満足度★★★★
津軽弁で演じられる本作ですが、日本全国どこの地域でもあり得る光景を、青森を舞台に戯画的に描いたように見受けられました。
キャストはみなさん芸達者で、キャラクター造形がくっきり浮かび上がる好演だったと思います。親子を演じた成田沙織さん、井上みなみさんのお二人が特に印象的でした。
津軽弁はびっくりするくらいわからず、最後まで慣れることはありませんでした。ですので、開演前の津軽弁講座は楽しくて、実用的でした!また、アフタートークにTwitterのスペースを活用していたのもナイスアイデアだと思いました。座組みの人だけでなく、ゲストを呼んでのトークというのも、アフタートーク感が強くなっていいですよね。
満足度★★★★
全編、津軽弁。あえて東京公演とのことで、基本的には津軽弁がわからない人に向けて、どこまでの言葉ならそこで起きていることが伝わるか/伝わらないか、意識的に言葉を整理されていたと思います。さらに事前の津軽弁講座がありがたく、教えてもらった言葉を探しながらせりふを聞きました。おかげで津軽の空気とともに、その場でなにがやりとりされているかも伝わったと思います。津軽弁の音も美しく、東京にいながら東北の土地の音を聞けたことは良い体験でした。
満足度★★★★
ほぼ全編津軽弁によるドタバタ家庭劇。上演前にプロデューサーによる簡単な津軽弁講座があり、(結局わからない部分は思っていた以上にありつつも)楽しく観劇できました。

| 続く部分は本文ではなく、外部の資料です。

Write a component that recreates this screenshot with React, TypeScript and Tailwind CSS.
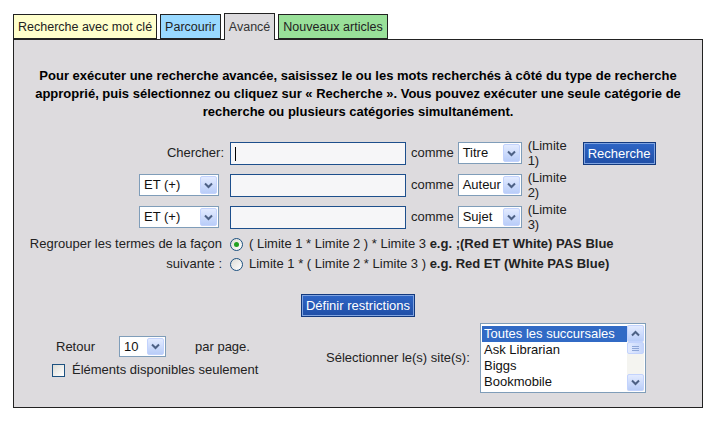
import React from "react";

const font = { fontFamily: '"Liberation Sans", Arial, sans-serif' };

function Chevron({ up = false }: { up?: boolean }) {
  return (
    <svg width="9" height="7" viewBox="0 0 9 7" className={up ? "rotate-180" : ""}>
      <path d="M1 1.5 L4.5 5 L8 1.5" fill="none" stroke="#4d6185" strokeWidth="2" />
    </svg>
  );
}

function ArrowBtn({ up = false, className = "" }: { up?: boolean; className?: string }) {
  return (
    <div
      className={`flex items-center justify-center rounded-[2px] border border-[#c3d3fd] bg-gradient-to-b from-[#e3ebff] to-[#b9cdf8] ${className}`}
    >
      <Chevron up={up} />
    </div>
  );
}

function Dropdown({ value, w, h = 22 }: { value: string; w: number; h?: number }) {
  return (
    <div
      className="flex items-center border border-[#7f9db9] bg-white text-[13px] text-[#111]"
      style={{ width: w, height: h }}
    >
      <span className="flex-1 pl-[4px] whitespace-nowrap overflow-hidden">{value}</span>
      <ArrowBtn className="mr-[1px] h-[calc(100%-2px)] w-[17px]" />
    </div>
  );
}

function TextInput({ focused = false }: { focused?: boolean }) {
  return (
    <div className="relative h-[23px] w-[176px] border border-[#1d4f8c] bg-[#f6f6f8]">
      {focused && <div className="absolute left-[4px] top-[4px] h-[14px] w-px bg-black" />}
    </div>
  );
}

function BlueButton({ label }: { label: string }) {
  return (
    <div className="border border-[#12397e] bg-gradient-to-b from-[#2f66c6] to-[#1f4ea6] px-[4px] py-[1px] text-[13px] leading-[19px] text-white shadow-[inset_0_0_0_1px_#7fa3e0]">
      {label}
    </div>
  );
}

function Radio({ checked = false }: { checked?: boolean }) {
  return (
    <div className="flex h-[13px] w-[13px] items-center justify-center rounded-full border border-[#1c5180] bg-gradient-to-br from-[#dcdcd6] to-white">
      {checked && <div className="h-[5px] w-[5px] rounded-full bg-[#21a121]" />}
    </div>
  );
}

function Limite({ n }: { n: number }) {
  return (
    <div className="w-[45px] text-[13px] leading-[15px] text-[#222]">
      (Limite
      <br />
      {n})
    </div>
  );
}

const tabs = [
  { label: "Recherche avec mot clé", bg: "bg-[#ffffcc]" },
  { label: "Parcourir", bg: "bg-[#99d9ff]" },
  { label: "Avancé", bg: "bg-[#dddbde]", active: true },
  { label: "Nouveaux articles", bg: "bg-[#99e099]" },
];

const sites = ["Toutes les succursales", "Ask Librarian", "Biggs", "Bookmobile"];

export default function App() {
  return (
    <div className="h-[424px] w-[716px] bg-white pl-[13px] pt-[13px]" style={font}>
      <div className="flex items-end gap-[3px]">
        {tabs.map((t) =>
          t.active ? (
            <div
              key={t.label}
              className={`relative z-10 -mb-px h-[27px] border border-b-0 border-[#222] px-[4px] pt-[6px] text-[12.5px] leading-[14px] text-[#333] ${t.bg}`}
            >
              {t.label}
            </div>
          ) : (
            <div
              key={t.label}
              className={`h-[25px] border border-[#222] px-[4px] pt-[5px] text-[12.5px] leading-[14px] text-[#222] ${t.bg}`}
            >
              {t.label}
            </div>
          )
        )}
      </div>

      <div className="h-[369px] w-[690px] border border-[#222] bg-[#dddbde]">
        <p className="whitespace-nowrap pt-[27px] text-center text-[13px] font-bold leading-[18px] text-black">
          Pour exécuter une recherche avancée, saisissez le ou les mots recherchés à côté du type de recherche
          <br />
          approprié, puis sélectionnez ou cliquez sur « Recherche ». Vous pouvez exécuter une seule catégorie de
          <br />
          recherche ou plusieurs catégories simultanément.
        </p>

        <div className="mt-[16px]">
          <div className="flex h-[32px] items-center">
            <div className="w-[210px] text-right text-[13px] text-[#222]">Chercher:</div>
            <div className="ml-[6px]">
              <TextInput focused />
            </div>
            <span className="ml-[5px] text-[13px] text-[#222]">comme</span>
            <div className="ml-[4px]">
              <Dropdown value="Titre" w={64} />
            </div>
            <div className="ml-[6px]">
              <Limite n={1} />
            </div>
            <div className="ml-[10px]">
              <BlueButton label="Recherche" />
            </div>
          </div>
          {[
            { field: "Auteur", n: 2 },
            { field: "Sujet", n: 3 },
          ].map((r) => (
            <div key={r.n} className="flex h-[32px] items-center">
              <div className="flex w-[210px] justify-end pr-[5px]">
                <Dropdown value="ET (+)" w={80} />
              </div>
              <div className="ml-[6px]">
                <TextInput />
              </div>
              <span className="ml-[5px] text-[13px] text-[#222]">comme</span>
              <div className="ml-[4px]">
                <Dropdown value={r.field} w={64} />
              </div>
              <div className="ml-[6px]">
                <Limite n={r.n} />
              </div>
            </div>
          ))}
        </div>

        <div className="mt-px flex text-[13px] leading-[20px] text-[#222]">
          <div className="w-[208px] text-right">
            Regrouper les termes de la façon
            <br />
            suivante :
          </div>
          <div className="ml-[8px]">
            <div className="flex items-center gap-[6px]">
              <Radio checked />
              <span>
                ( Limite 1 * Limite 2 ) * Limite 3 <b>e.g. ;(Red ET White) PAS Blue</b>
              </span>
            </div>
            <div className="flex items-center gap-[6px]">
              <Radio />
              <span>
                Limite 1 * ( Limite 2 * Limite 3 ) <b>e.g. Red ET (White PAS Blue)</b>
              </span>
            </div>
          </div>
        </div>

        <div className="mt-[20px] flex justify-center">
          <BlueButton label="Définir restrictions" />
        </div>

        <div className="mt-[6px] flex items-center text-[13px] text-[#222]">
          <div className="ml-[38px] w-[274px]">
            <div className="flex items-center">
              <span className="ml-[4px] w-[63px]">Retour</span>
              <Dropdown value="10" w={47} h={21} />
              <span className="ml-[29px]">par page.</span>
            </div>
            <div className="mt-[3px] flex items-center gap-[7px]">
              <div className="h-[13px] w-[13px] border border-[#1c5180] bg-gradient-to-br from-[#dcdcd6] to-white" />
              <span>Éléments disponibles seulement</span>
            </div>
          </div>
          <span className="w-[154px]">Sélectionner le(s) site(s):</span>
          <div className="flex h-[70px] w-[166px] border border-[#7f9db9] bg-white p-px">
            <div className="flex-1 pt-[1px]">
              {sites.map((s, i) => (
                <div
                  key={s}
                  className={`h-[16px] whitespace-nowrap pl-[2px] leading-[16px] ${
                    i === 0 ? "bg-[#316ac5] text-white" : "text-[#111]"
                  }`}
                >
                  {s}
                </div>
              ))}
            </div>
            <div className="flex w-[17px] flex-col bg-[#f4f4f0]">
              <ArrowBtn up className="h-[17px] w-[17px]" />
              <div className="flex h-[12px] w-[17px] items-center justify-center rounded-[2px] border border-[#c3d3fd] bg-gradient-to-r from-[#e3ebff] to-[#c6d6fb]">
                <div className="flex flex-col gap-[1px]">
                  <div className="h-px w-[7px] bg-[#8ea6d8]" />
                  <div className="h-px w-[7px] bg-[#8ea6d8]" />
                  <div className="h-px w-[7px] bg-[#8ea6d8]" />
                </div>
              </div>
              <div className="flex-1" />
              <ArrowBtn className="h-[17px] w-[17px]" />
            </div>
          </div>
        </div>
      </div>
    </div>
  );
}
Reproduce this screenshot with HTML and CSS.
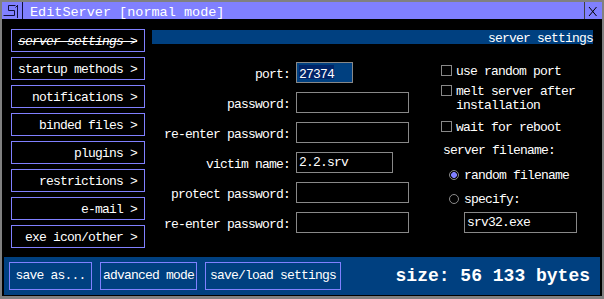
FILE: index.html
```html
<!DOCTYPE html>
<html>
<head>
<meta charset="utf-8">
<title>EditServer</title>
<link rel="stylesheet" href="styles.css">
</head>
<body>
<div class="window">
  <div class="titlebar">
    <svg class="logo" width="21" height="17" viewBox="0 0 21 17"><path d="M13.5 3.5H6.5V8.5H12.5V13.5H1.5M15.5 3V16M13.5 5.5L15.5 3.5M20.5 0V17" fill="none" stroke="#10103a" stroke-width="1"/></svg>
    <div class="title">EditServer [normal mode]</div>
    <div class="close"><svg width="17" height="17" viewBox="0 0 17 17"><path d="M4 5L11.5 14M11.5 5L4 14" fill="none" stroke="#000" stroke-width="1"/></svg></div>
  </div>
  <div class="main">
    <nav class="menu">
      <div class="menu-btn current">server settings &gt;</div>
      <div class="menu-btn">startup methods &gt;</div>
      <div class="menu-btn">notifications &gt;</div>
      <div class="menu-btn">binded files &gt;</div>
      <div class="menu-btn">plugins &gt;</div>
      <div class="menu-btn">restrictions &gt;</div>
      <div class="menu-btn">e-mail &gt;</div>
      <div class="menu-btn">exe icon/other &gt;</div>
    </nav>
    <section class="content">
      <div class="header">server settings</div>
      <div class="panes">
        <div class="form">
          <div class="label">port:</div>
          <div class="field port w-port"><span class="sel">27374</span></div>
          <div class="label">password:</div>
          <div class="field w-full"></div>
          <div class="label">re-enter password:</div>
          <div class="field w-full"></div>
          <div class="label">victim name:</div>
          <div class="field w-victim">2.2.srv</div>
          <div class="label">protect password:</div>
          <div class="field w-full"></div>
          <div class="label">re-enter password:</div>
          <div class="field w-full"></div>
        </div>
        <div class="options">
          <div class="check"><span class="box"></span><span class="opt-text">use random port</span></div>
          <div class="check row2"><span class="box"></span><span class="opt-text">melt server after<br>installation</span></div>
          <div class="check row3"><span class="box"></span><span class="opt-text">wait for reboot</span></div>
          <div class="opt-label">server filename:</div>
          <div class="radio-row r1"><span class="radio checked"></span><span class="opt-text">random filename</span></div>
          <div class="radio-row r2"><span class="radio"></span><span class="opt-text">specify:</span></div>
          <div class="field name-field">srv32.exe</div>
        </div>
      </div>
    </section>
  </div>
  <div class="bottombar">
    <div class="bbtn b1">save as...</div>
    <div class="bbtn b2">advanced mode</div>
    <div class="bbtn b3">save/load settings</div>
    <div class="size">size: 56 133 bytes</div>
  </div>
</div>
</body>
</html>
```
FILE: styles.css
```css
html, body {
  margin: 0;
  padding: 0;
  background: #000;
}
body {
  font-family: "Liberation Mono", "DejaVu Sans Mono", monospace;
  color: #fff;
}
.window {
  width: 604px;
  height: 299px;
  box-sizing: border-box;
  border-style: solid;
  border-color: #808080;
  border-width: 2px 2px 3px 2px;
  background: #000;
  display: flex;
  flex-direction: column;
}
.titlebar {
  height: 17px;
  background: #8080ff;
  display: flex;
  flex: none;
}
.logo {
  display: block;
  flex: none;
}
.title {
  flex: 1;
  margin-left: 7px;
  padding-top: 5px;
  font-size: 13.5px;
  line-height: 12px;
  color: #fff;
  white-space: nowrap;
}
.close {
  width: 17px;
  border-left: 1px solid #404040;
  background: #8080ff;
  flex: none;
}
.close svg { display: block; }

.main {
  height: 238px;
  flex: none;
  display: flex;
  padding: 10px 0 0 9px;
  box-sizing: border-box;
}
.menu {
  width: 134px;
  display: flex;
  flex-direction: column;
  gap: 5px;
  flex: none;
}
.menu-btn {
  height: 23px;
  box-sizing: border-box;
  border: 1px solid #8080ff;
  text-align: right;
  padding: 2px 7px 0 0;
  font-size: 13px;
  letter-spacing: -0.8px;
  line-height: 19px;
  white-space: nowrap;
}
.menu-btn.current {
  font-style: italic;
  text-decoration: line-through;
}
.content {
  width: 441px;
  margin-left: 7px;
  padding-top: 1px;
  flex: none;
}
.header {
  height: 14px;
  box-sizing: border-box;
  background: #004080;
  text-align: right;
  padding-top: 3px;
  font-size: 13px;
  letter-spacing: -0.8px;
  line-height: 11px;
}
.panes {
  display: flex;
  align-items: flex-start;
  padding-top: 18px;
}
.form {
  display: grid;
  grid-template-columns: 138px 113px;
  grid-auto-rows: 21px;
  column-gap: 6px;
  row-gap: 9px;
  font-size: 13px;
  letter-spacing: -0.8px;
}
.label {
  text-align: right;
  padding-top: 4px;
  line-height: 17px;
  white-space: nowrap;
}
.field {
  height: 21px;
  box-sizing: border-box;
  border: 1px solid #888;
  padding-left: 2px;
  line-height: 19px;
  font-size: 13px;
  letter-spacing: -0.8px;
  white-space: nowrap;
  justify-self: start;
}
.w-port { width: 57px; }
.w-victim { width: 97px; }
.w-full { width: 113px; }
.field.port {
  background: #004080;
  padding-top: 2px;
  line-height: 14px;
}
.sel {
  display: inline-block;
  vertical-align: top;
  height: 14px;
  line-height: 19px;
  background: #002468;
}
.options {
  margin-left: 32px;
  margin-top: 3px;
  width: 152px;
  display: flex;
  flex-direction: column;
  font-size: 13px;
  letter-spacing: -0.8px;
  line-height: 14px;
}
.check {
  display: flex;
  align-items: flex-start;
}
.box {
  width: 11px;
  height: 11px;
  box-sizing: border-box;
  border: 1px solid #888;
  flex: none;
}
.opt-text {
  margin-left: 4px;
  white-space: nowrap;
}
.check.row2 { margin-top: 6px; }
.check.row3 { margin-top: 8px; }
.opt-label {
  margin-top: 9px;
  padding-left: 2px;
}
.radio-row {
  display: flex;
  align-items: flex-start;
  padding-left: 8px;
}
.radio-row .opt-text { margin-left: 5px; }
.radio-row.r1 { margin-top: 11px; }
.radio-row.r2 { margin-top: 10px; }
.radio {
  width: 10px;
  height: 10px;
  margin-top: 1px;
  box-sizing: border-box;
  border: 1px solid #8a8a8a;
  border-radius: 50%;
  flex: none;
}
.radio.checked {
  background: radial-gradient(circle, #8080ff 0 2.6px, transparent 3.2px);
}
.name-field {
  margin-top: 5px;
  margin-left: 23px;
  width: 113px;
}
.bottombar {
  height: 38px;
  margin: 0 2px 1px 2px;
  background: #004080;
  display: flex;
  align-items: center;
  padding-left: 5px;
  gap: 8px;
  flex: none;
}
.bbtn {
  height: 28px;
  box-sizing: border-box;
  border: 1px solid #8080ff;
  text-align: center;
  font-size: 13px;
  letter-spacing: -0.8px;
  line-height: 26px;
  white-space: nowrap;
}
.b1 { width: 83px; }
.b2 { width: 97px; }
.b3 { width: 136px; }
.size {
  margin-left: auto;
  padding-right: 10px;
  font-size: 18px;
  font-weight: bold;
  line-height: 18px;
  white-space: nowrap;
}
```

いじわるばあさんを思わせる姑・キヨ(山田百次)と必要な家事以外の時間は押し入れに閉じこもって暮らす嫁・桜子(三上晴佳)の嫁姑戦争を軸にした物語は、過剰な事件も交えつつ、終始ハイテンションな演技で進行します。ですが、実のところこの物語の背景にあるものはむしろ、重苦しく苦い現実ではないでしょうか。

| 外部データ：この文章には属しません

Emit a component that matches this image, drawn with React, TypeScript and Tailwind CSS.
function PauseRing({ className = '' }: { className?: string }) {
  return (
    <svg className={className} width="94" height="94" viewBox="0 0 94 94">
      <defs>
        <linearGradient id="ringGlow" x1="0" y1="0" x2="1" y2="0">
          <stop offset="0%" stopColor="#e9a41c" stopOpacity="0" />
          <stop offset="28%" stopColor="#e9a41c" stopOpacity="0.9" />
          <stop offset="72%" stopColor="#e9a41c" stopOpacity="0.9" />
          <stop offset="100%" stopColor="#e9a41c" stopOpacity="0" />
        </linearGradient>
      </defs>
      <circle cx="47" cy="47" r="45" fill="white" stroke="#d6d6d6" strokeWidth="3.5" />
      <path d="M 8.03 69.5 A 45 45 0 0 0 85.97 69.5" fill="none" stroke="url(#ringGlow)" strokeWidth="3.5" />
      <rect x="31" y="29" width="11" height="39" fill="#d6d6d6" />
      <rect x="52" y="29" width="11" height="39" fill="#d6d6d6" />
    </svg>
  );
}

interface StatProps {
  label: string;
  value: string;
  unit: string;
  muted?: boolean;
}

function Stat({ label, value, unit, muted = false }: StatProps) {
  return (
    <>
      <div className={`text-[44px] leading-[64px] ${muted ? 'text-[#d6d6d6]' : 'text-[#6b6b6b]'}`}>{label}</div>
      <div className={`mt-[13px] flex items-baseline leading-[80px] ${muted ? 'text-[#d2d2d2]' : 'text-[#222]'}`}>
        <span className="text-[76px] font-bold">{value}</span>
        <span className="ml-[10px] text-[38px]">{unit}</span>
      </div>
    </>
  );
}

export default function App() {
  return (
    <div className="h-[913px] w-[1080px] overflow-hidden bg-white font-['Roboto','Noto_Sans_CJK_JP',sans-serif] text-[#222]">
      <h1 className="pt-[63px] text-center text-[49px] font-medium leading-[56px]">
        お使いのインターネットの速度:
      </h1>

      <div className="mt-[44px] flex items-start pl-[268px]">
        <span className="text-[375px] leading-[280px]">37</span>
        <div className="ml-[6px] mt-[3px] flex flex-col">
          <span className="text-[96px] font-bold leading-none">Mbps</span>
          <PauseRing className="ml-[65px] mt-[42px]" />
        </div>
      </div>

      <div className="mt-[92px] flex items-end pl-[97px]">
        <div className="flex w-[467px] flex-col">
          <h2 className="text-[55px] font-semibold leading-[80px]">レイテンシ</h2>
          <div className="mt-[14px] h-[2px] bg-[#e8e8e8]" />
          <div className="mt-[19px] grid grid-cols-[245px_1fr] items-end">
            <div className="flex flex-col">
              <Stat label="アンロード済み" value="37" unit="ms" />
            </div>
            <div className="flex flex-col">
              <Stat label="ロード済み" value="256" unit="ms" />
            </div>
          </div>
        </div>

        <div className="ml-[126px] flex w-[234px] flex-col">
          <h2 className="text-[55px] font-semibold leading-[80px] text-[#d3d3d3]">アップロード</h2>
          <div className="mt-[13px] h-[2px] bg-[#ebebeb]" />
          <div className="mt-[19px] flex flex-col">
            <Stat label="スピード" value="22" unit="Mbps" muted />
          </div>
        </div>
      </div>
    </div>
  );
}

非正規の仕事しかない長男・トモノリ(中田麦平)しかり、出戻りの娘・幸子(成田沙織)しかり、キヨの支配するこの家から自立すべきだと知ってはいても、すぐにそれを実行できるような状況にはないようで、だからこそなんとなくキヨの支配に従っています。一方、敵対しているはずの嫁姑の関係には、キヨが嫁に悩みを共有する「親族」なる怪しい団体と引き合わせようとしたり、桜子がキヨの嫌う虫をハサミで撃退したり、急病の気配にいち早く気付いたりと、緩やかな絆を伺わせる面もあります。二人は共に孤独を抱えながら「家庭」を支える役目を負う仲間でもあるのです。